TASK STATEMENT — Every line below that holds the string "size" should be copied out.

━━━ INFORMATION SHOWN

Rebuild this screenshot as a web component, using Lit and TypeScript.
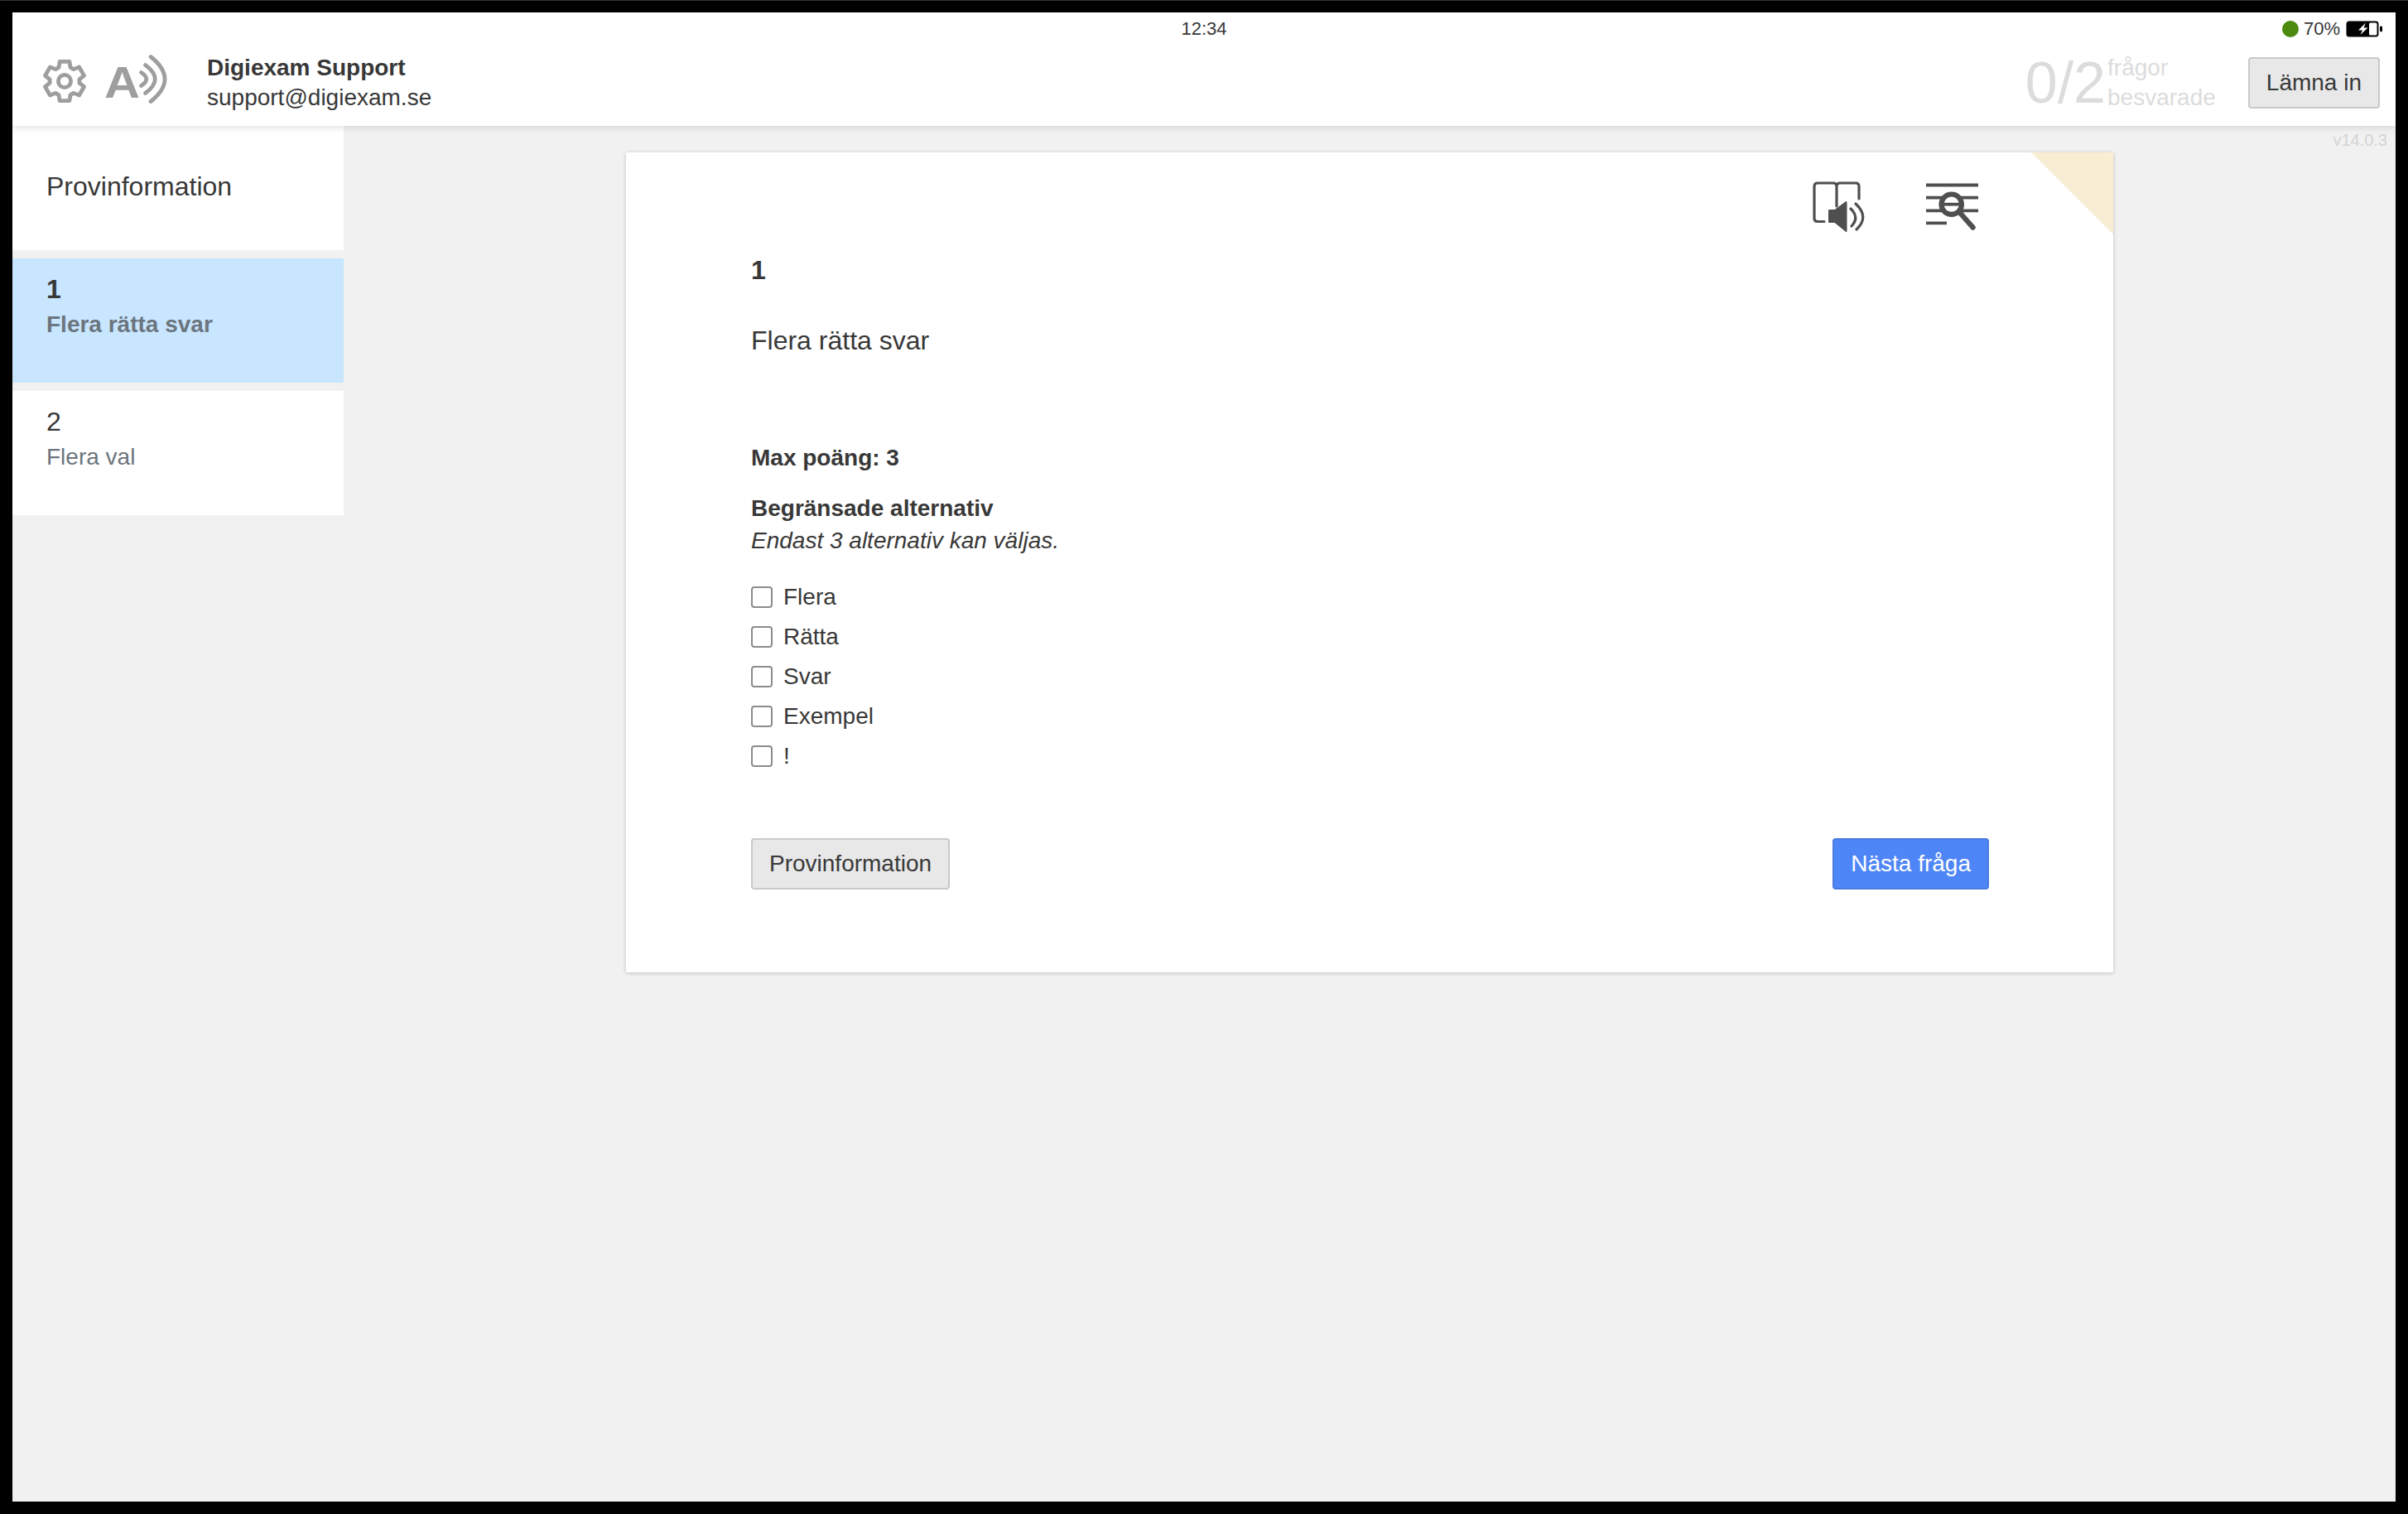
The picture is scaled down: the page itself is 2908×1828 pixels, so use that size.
import { LitElement, html, css } from "lit";
import { customElement } from "lit/decorators.js";

function gearPath(): string {
  const c = 28;
  const pts: string[] = [];
  for (let k = 0; k < 6; k++) {
    const a = -90 + k * 60;
    const list: [number, number][] = [[18, a - 23], [24.4, a - 14], [24.4, a + 14], [18, a + 23]];
    for (const [r, d] of list) {
      const t = (d * Math.PI) / 180;
      pts.push(`${(c + r * Math.cos(t)).toFixed(2)} ${(c + r * Math.sin(t)).toFixed(2)}`);
    }
  }
  return "M" + pts.join("L") + "Z";
}

const gearIcon = html`<svg class="gear" viewBox="0 2 56 56" fill="none" stroke="#9e9e9e" stroke-width="4.8" stroke-linejoin="round">
  <path d=${gearPath()}></path><circle cx="28" cy="28" r="7.6"></circle></svg>`;

const speechIcon = html`<svg class="speech" viewBox="125 64.5 80 70" fill="none">
  <text class="speech-a" x="126" y="117" textLength="43" lengthAdjust="spacingAndGlyphs">A</text>
  <g stroke="#9e9e9e" stroke-width="4.8" stroke-linecap="round">
    <path d="M170.5 87Q183 95 170.5 103"></path>
    <path d="M175.5 78Q199 95 175.5 112"></path>
    <path d="M182 68Q216 95 182 122"></path>
  </g></svg>`;

const toolIcons = html`<svg class="tools" viewBox="0 0 240 90" fill="none" stroke="#4f4f4f">
  <path stroke-width="3.2" stroke-linecap="round" d="M33 62.5H25Q21 62.5 21 58.5V20Q21 16 25 16H44Q48 16 48 20V44M48 20Q48 16 52 16H71Q75 16 75 20V35"></path>
  <path fill="#4f4f4f" stroke-width="2" stroke-linejoin="round" d="M39 49H46L59.5 39V74L46 63H39Z"></path>
  <path stroke-width="3.2" stroke-linecap="round" d="M65 47Q76 57.5 66 68M71 41Q88 57 72 72"></path>
  <path stroke-width="3.8" d="M156 18.5H219M156 33.7H219M156 49.3H219M156 64.3H181"></path>
  <circle cx="186.7" cy="41.7" r="12.2" fill="#fff" stroke-width="6.2"></circle>
  <path stroke-width="3.8" d="M176 41.7H197"></path>
  <path stroke-width="6.4" stroke-linecap="round" d="M197 52L212.5 69.5"></path>
</svg>`;

const battery = html`<svg class="battery" viewBox="0 0 44 20">
  <rect x="0.5" y="0.5" width="39" height="19" rx="3.5" fill="#000"></rect>
  <rect x="28" y="2.5" width="9.5" height="15" rx="1.5" fill="#fff"></rect>
  <rect x="41" y="6.5" width="3" height="7" rx="1.4" fill="#000"></rect>
  <path d="M24 2.5L15 11.5H20L17.5 17L26.5 8.5H21.5Z" fill="#fff"></path>
</svg>`;

@customElement("app-root")
export class AppRoot extends LitElement {
  static styles = css`
    :host {
      display: block;
      width: 100vw;
      height: 100vh;
      box-sizing: border-box;
      background: #000;
      border-top: 1px solid #333;
      padding: 14px 15px 15px;
      font-family: "Liberation Sans", Arial, sans-serif;
      font-size: 28px;
      line-height: 36px;
      color: #383838;
      overflow: hidden;
    }
    .screen {
      height: 100%;
      display: flex;
      flex-direction: column;
      background: #f1f1f1;
      position: relative;
    }
    .header {
      height: 137px;
      flex: none;
      background: #fff;
      box-shadow: 0 2px 8px rgba(0, 0, 0, 0.12);
      position: relative;
      z-index: 2;
      display: flex;
      flex-direction: column;
    }
    .status {
      height: 38px;
      flex: none;
      display: grid;
      grid-template-columns: 1fr auto 1fr;
      align-items: center;
      font-size: 22px;
      line-height: 38px;
      padding: 1px 16px 0;
      box-sizing: border-box;
    }
    .status-right {
      grid-column: 3;
      display: flex;
      justify-content: flex-end;
      align-items: center;
    }
    .time { grid-column: 2; }
    .dot {
      width: 20px;
      height: 20px;
      border-radius: 50%;
      background: #4c8a10;
      margin-right: 6px;
    }
    .battery { width: 44px; height: 20px; margin-left: 7px; }
    .main-row {
      flex: 1;
      display: flex;
      align-items: center;
      padding: 0 19px 6px 35px;
    }
    .gear { width: 56px; height: 56px; margin-right: 19px; }
    .speech { width: 80px; height: 70px; margin-right: 45px; }
    .speech-a {
      font-family: "Liberation Sans", Arial, sans-serif;
      font-weight: 700;
      font-size: 54px;
      fill: #9e9e9e;
    }
    .user { flex: 1; }
    .user-name { font-weight: 700; }
    .count { display: flex; align-items: center; color: #dcdcdc; margin-right: 39px; }
    .count-num { font-size: 70px; line-height: 70px; margin-right: 2px; }
    .count-label { line-height: 36px; }
    .btn {
      font: inherit;
      height: 62px;
      box-sizing: border-box;
      padding: 0 20px;
      border: 2px solid #c9c9c9;
      border-radius: 4px;
      background: #e8e8e8;
      color: #383838;
    }
    .btn-primary {
      background: #4f86f7;
      border-color: #4a7be0;
      color: #fff;
    }
    .body { flex: 1; display: flex; position: relative; min-height: 0; }
    .sidebar {
      width: 400px;
      flex: none;
      display: flex;
      flex-direction: column;
      gap: 10px;
    }
    .side-item {
      height: 150px;
      box-sizing: border-box;
      background: #fff;
      padding: 17px 41px;
    }
    .side-title { font-size: 32px; line-height: 40px; padding-top: 36px; }
    .side-item.active { background: #c8e6ff; }
    .side-num { font-size: 32px; line-height: 40px; }
    .active .side-num { font-weight: 700; }
    .side-sub { color: #6c757d; margin-top: 5px; }
    .active .side-sub { font-weight: 700; }
    .content {
      flex: 1;
      display: flex;
      justify-content: center;
      align-items: flex-start;
      padding: 32px 0 0 0;
    }
    .version {
      position: absolute;
      top: 5px;
      right: 10px;
      font-size: 20px;
      line-height: 24px;
      color: #d4d4d4;
    }
    .card {
      width: 1796px;
      box-sizing: border-box;
      background: #fff;
      box-shadow: 0 1px 5px rgba(0, 0, 0, 0.2);
      border-radius: 2px;
      padding: 21px 150px 100px 151px;
      position: relative;
    }
    .corner {
      position: absolute;
      top: 0;
      right: 0;
      width: 99px;
      height: 99px;
      background: #f9eed3;
      clip-path: polygon(0 0, 100% 0, 100% 100%);
    }
    .toolbar { display: flex; justify-content: flex-end; margin-right: -8px; }
    .tools { width: 240px; height: 90px; }
    .q-num { font-size: 32px; line-height: 40px; font-weight: 700; margin-top: 11px; }
    .q-text { font-size: 32px; line-height: 40px; margin-top: 45px; }
    .max { font-weight: 700; margin-top: 104px; }
    .limit-title { font-weight: 700; margin-top: 25px; }
    .limit-note { font-style: italic; margin-top: 3px; }
    .options { margin-top: 26px; display: flex; flex-direction: column; }
    .option { height: 48px; display: flex; align-items: center; gap: 13px; }
    .check {
      appearance: none;
      width: 26px;
      height: 26px;
      margin: 0;
      box-sizing: border-box;
      border: 2px solid #8c8c8c;
      border-radius: 4px;
      background: #fff;
    }
    .actions { display: flex; justify-content: space-between; margin-top: 75px; }
  `;

  render() {
    const options = ["Flera", "Rätta", "Svar", "Exempel", "!"];
    return html`
      <div class="screen">
        <header class="header">
          <div class="status">
            <div class="time">12:34</div>
            <div class="status-right"><span class="dot"></span><span>70%</span>${battery}</div>
          </div>
          <div class="main-row">
            ${gearIcon}${speechIcon}
            <div class="user">
              <div class="user-name">Digiexam Support</div>
              <div>support@digiexam.se</div>
            </div>
            <div class="count">
              <div class="count-num">0/2</div>
              <div class="count-label">frågor<br />besvarade</div>
            </div>
            <button class="btn">Lämna in</button>
          </div>
        </header>
        <div class="body">
          <nav class="sidebar">
            <div class="side-item"><div class="side-title">Provinformation</div></div>
            <div class="side-item active"><div class="side-num">1</div><div class="side-sub">Flera rätta svar</div></div>
            <div class="side-item"><div class="side-num">2</div><div class="side-sub">Flera val</div></div>
          </nav>
          <main class="content">
            <section class="card">
              <div class="corner"></div>
              <div class="toolbar">${toolIcons}</div>
              <div class="q-num">1</div>
              <div class="q-text">Flera rätta svar</div>
              <div class="max">Max poäng: 3</div>
              <div class="limit-title">Begränsade alternativ</div>
              <div class="limit-note">Endast 3 alternativ kan väljas.</div>
              <div class="options">
                ${options.map((o) => html`<label class="option"><input class="check" type="checkbox" /><span>${o}</span></label>`)}
              </div>
              <div class="actions">
                <button class="btn">Provinformation</button>
                <button class="btn btn-primary">Nästa fråga</button>
              </div>
            </section>
          </main>
          <div class="version">v14.0.3</div>
        </div>
      </div>
    `;
  }
}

━━━━━━

WORKED SOLUTION —
The picture is scaled down: the page itself is 2908×1828 pixels, so use that size.
      font-size: 28px;
      font-size: 22px;
      font-size: 54px;
    .count-num { font-size: 70px; line-height: 70px; margin-right: 2px; }
    .side-title { font-size: 32px; line-height: 40px; padding-top: 36px; }
    .side-num { font-size: 32px; line-height: 40px; }
      font-size: 20px;
    .q-num { font-size: 32px; line-height: 40px; font-weight: 700; margin-top: 11px; }
    .q-text { font-size: 32px; line-height: 40px; margin-top: 45px; }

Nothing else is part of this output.